We walk up to Moët (you pronounce the “t” by the way–mow-ETT) about five minutes early (ahem), so we were able to take a few photos of the Dom Pérignon statue out front (even though DP is owned by Moët, they claim to keep the two operations separate).
We proceeded into the facility where they laid out the costs of the Tour:
- Traditional visit (with one flute of champagne) 16€50
- Impériale (two flutes) 24€
- Grand Vintage (two flutes of different vintages) 29€50
The last of those was the only one of real interest to me, but I was not going to pay 30€.
Yeesh. 30 stinking Euros (about $40) for two flutes of champagne? A while ago I ranted about tasting room fees, and clearly, the kind folks at Moët had learned quite a bit from their brethren in Napa.
30€? $40? Puh-lease.
I weaseled my way in for free (I was the “guide” after all) but they would only comp me the “Traditional” visit.
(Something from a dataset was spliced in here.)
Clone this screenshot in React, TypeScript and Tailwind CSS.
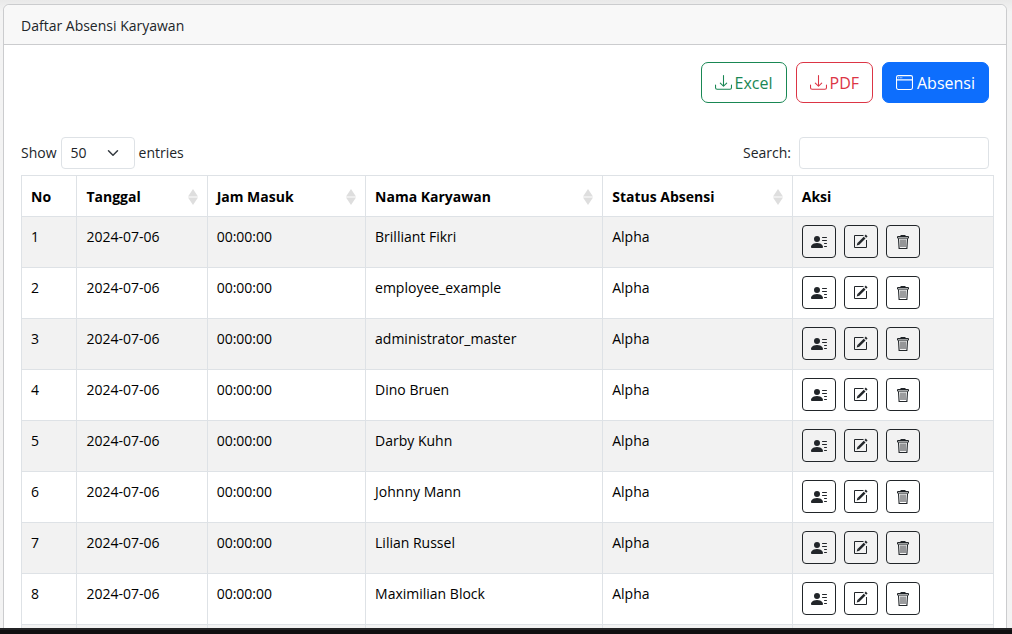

The tour was certainly a bit on the cheesy side. Our tour guide had a well rehearsed script, from which she rarely deviated (despite my repeated efforts). She also spoke English with a decided Cockney accent that did not fit all that well with the “history of luxury” that she was spewing.
We did go down into the caves, though, and I took a few photos.
I left the tour (which started at 9:30) at 10:40 (“exactly” “almost” an hour later). I sucked down the glass of bubbles, and ran through the gift shop.
All-in-all the Moët tour was not all that bad. A visit to Champagne should include a stop at one of the big champagne houses–for no other reason than to see the caves which were made largely by the Romans (they mined the stone to build their monuments). Still, I think I would put the tours at Pommery and Veuve Clicquot ahead of Moêt.
I hopped on my bike, and sped over to Gosset, worried that I was a bit late.
Since I know how the French are keen on punctuality.